>> Begin PROVIDED MATERIAL
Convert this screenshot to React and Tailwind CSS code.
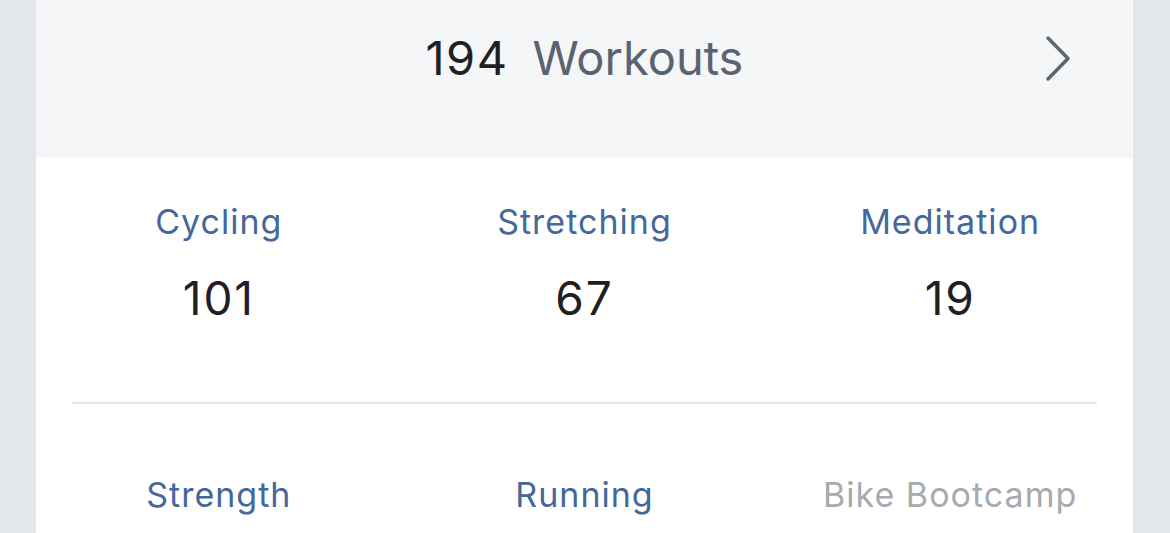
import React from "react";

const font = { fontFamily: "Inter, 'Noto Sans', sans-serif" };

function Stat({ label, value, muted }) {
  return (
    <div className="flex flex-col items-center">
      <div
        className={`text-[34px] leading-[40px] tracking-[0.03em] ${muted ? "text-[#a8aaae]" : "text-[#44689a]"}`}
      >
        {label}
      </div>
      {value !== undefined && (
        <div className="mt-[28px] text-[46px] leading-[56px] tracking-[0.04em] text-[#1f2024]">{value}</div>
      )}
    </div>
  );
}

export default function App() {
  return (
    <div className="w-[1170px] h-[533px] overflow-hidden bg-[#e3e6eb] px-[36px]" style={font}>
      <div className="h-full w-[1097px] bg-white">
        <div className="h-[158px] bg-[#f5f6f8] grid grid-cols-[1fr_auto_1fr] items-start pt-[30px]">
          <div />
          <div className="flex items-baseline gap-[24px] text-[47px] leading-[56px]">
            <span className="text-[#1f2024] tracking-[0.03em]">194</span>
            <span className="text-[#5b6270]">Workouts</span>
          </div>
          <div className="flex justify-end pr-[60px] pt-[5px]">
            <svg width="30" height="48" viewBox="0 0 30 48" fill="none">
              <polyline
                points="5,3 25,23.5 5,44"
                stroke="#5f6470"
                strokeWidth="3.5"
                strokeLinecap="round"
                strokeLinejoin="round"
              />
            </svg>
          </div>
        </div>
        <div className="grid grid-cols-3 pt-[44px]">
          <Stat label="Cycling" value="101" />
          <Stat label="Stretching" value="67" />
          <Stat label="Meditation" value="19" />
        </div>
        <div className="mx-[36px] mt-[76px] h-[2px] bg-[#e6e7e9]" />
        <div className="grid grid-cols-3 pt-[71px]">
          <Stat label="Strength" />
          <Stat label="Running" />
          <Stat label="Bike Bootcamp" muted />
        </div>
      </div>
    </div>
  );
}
>> End PROVIDED MATERIAL
WRITTEN REQUEST: Every line of the material is to be quoted exactly, with no pictures carried over.

WRITTEN RESPONSE:
Convert this screenshot to React and Tailwind CSS code.
import React from "react";

const font = { fontFamily: "Inter, 'Noto Sans', sans-serif" };

function Stat({ label, value, muted }) {
  return (
    <div className="flex flex-col items-center">
      <div
        className={`text-[34px] leading-[40px] tracking-[0.03em] ${muted ? "text-[#a8aaae]" : "text-[#44689a]"}`}
      >
        {label}
      </div>
      {value !== undefined && (
        <div className="mt-[28px] text-[46px] leading-[56px] tracking-[0.04em] text-[#1f2024]">{value}</div>
      )}
    </div>
  );
}

export default function App() {
  return (
    <div className="w-[1170px] h-[533px] overflow-hidden bg-[#e3e6eb] px-[36px]" style={font}>
      <div className="h-full w-[1097px] bg-white">
        <div className="h-[158px] bg-[#f5f6f8] grid grid-cols-[1fr_auto_1fr] items-start pt-[30px]">
          <div />
          <div className="flex items-baseline gap-[24px] text-[47px] leading-[56px]">
            <span className="text-[#1f2024] tracking-[0.03em]">194</span>
            <span className="text-[#5b6270]">Workouts</span>
          </div>
          <div className="flex justify-end pr-[60px] pt-[5px]">
            <svg width="30" height="48" viewBox="0 0 30 48" fill="none">
              <polyline
                points="5,3 25,23.5 5,44"
                stroke="#5f6470"
                strokeWidth="3.5"
                strokeLinecap="round"
                strokeLinejoin="round"
              />
            </svg>
          </div>
        </div>
        <div className="grid grid-cols-3 pt-[44px]">
          <Stat label="Cycling" value="101" />
          <Stat label="Stretching" value="67" />
          <Stat label="Meditation" value="19" />
        </div>
        <div className="mx-[36px] mt-[76px] h-[2px] bg-[#e6e7e9]" />
        <div className="grid grid-cols-3 pt-[71px]">
          <Stat label="Strength" />
          <Stat label="Running" />
          <Stat label="Bike Bootcamp" muted />
        </div>
      </div>
    </div>
  );
}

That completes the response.